Monitoring the customer touch points is of course important in order to identify customer-displeasing experiences and to then rectify them. But customers do not just randomly interact with organisations, they embark on a journey, which may be triggered by a recommendation or one of your campaigns. Smart marketers endeavour to convert prospects into buyers and buyers into habitual buyers. Done well habitual buyers become brand ambassadors.
So does your customer service approach reflect that journey? It certainly doesn’t do that in the large scale grocery industry. Here people who buy fewer goods are rewarded with faster check outs. “Use our fast track lane ONLY if you have bought 5 items or less!”
So a better understanding of where your customers are on their journey should be added to your analytic harvesting tools coupled with a set of rewards for staying the journey thus far.
But fundamentally is your organisation customer-centric? Much like the NASA janitor who believed his role was to put a man on the moon, what answer would I receive if I walked into your head office and picked a random person in accounts or HR and asked them what is their role? If their answer does not include overt references to improving the customer condition then you have a lot of work to do.
And by a lot of work I mean that a complete enterprise transformation awaits you. It is likely that in such an organisation the governance is built around your offerings with some functional support consuming cost alongside.
The transformation I refer to is a leap from what you sell to what clients want. Organisations that are customer-oriented are structured around the customer and what they care about, rather than what is convenient to the organisation in terms of financial reporting.
In an organisation that is genuinely customer oriented there really is no need for a sales function because everybody is into pleasing the customer. The same is true for marketing. Large scale campaigns seem wasteful in the social economy as now everybody is also in marketing.
Much of the customer experience and the associated analytics will be delivered via a digital medium. So this suggests that the CIO is about to become the most important person in the organisation.

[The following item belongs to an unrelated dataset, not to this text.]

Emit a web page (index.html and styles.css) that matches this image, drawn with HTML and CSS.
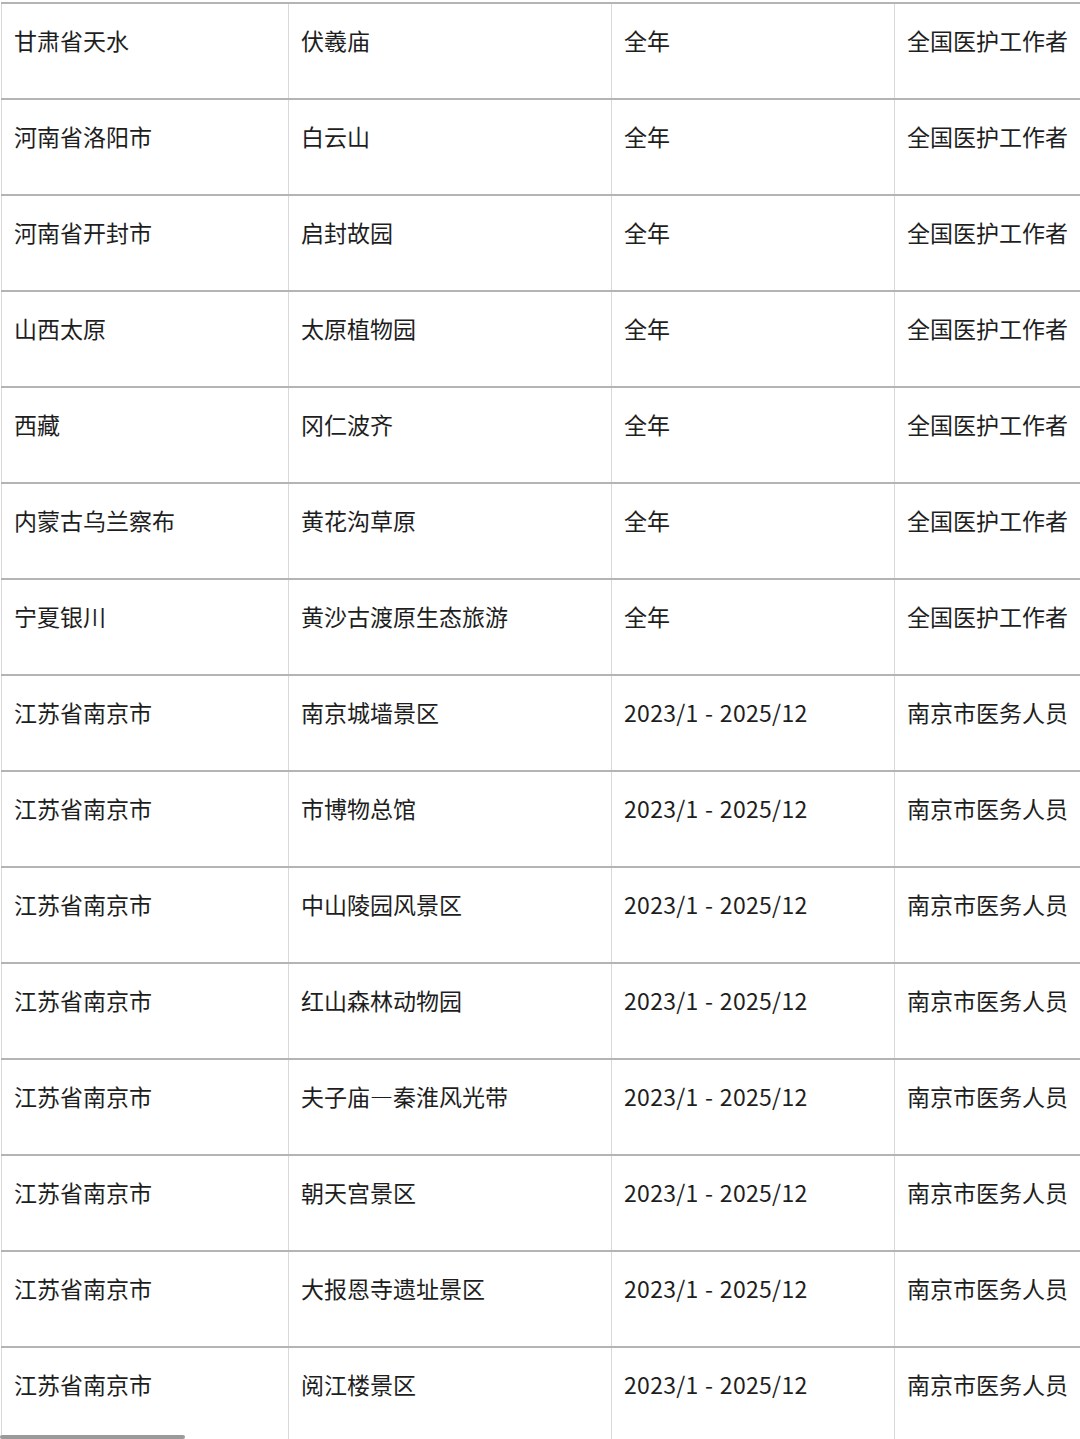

But let’s snap out of this organisational dream I have woven. You have your organisational hierarchies and people are too well remunerated to upset the status quo. And only the most altruistic of CEOs is likely to embark on a multi-year upheaval programme of which her successor will be the beneficiary.
There are a couple of options. Create a collaborative infrastructure (in other words a connected business) such that those who are customer-centric can work together despite the rigidity and inappropriateness of the current structure. The number of people participating in this shadow organisation is likely to grow as they look for greater purpose in what they do. Though I am not sure whether this will work across all markets - confectionery trans-fat and tobacco products come to mind.
Option two is akin to buying a new car but not selling the old one. Keep the old one running whilst it still has some use but direct any further investment to the new car. So I am suggesting you grow a 2.0 version of your business that is built with the customer at the centre. Again your customer-centric people will likely leap at the chance to migrate across to the new model.
As well as being customer-centric, business 2.0 will be unencumbered by archaic remuneration policies and legacy technology. The cloud will play a significant role in this. Given the importance of new technology could this be a role for your CIO? Or if they are preoccupied with technology management, perhaps this is the role the Chief Digital Officer was destined to own?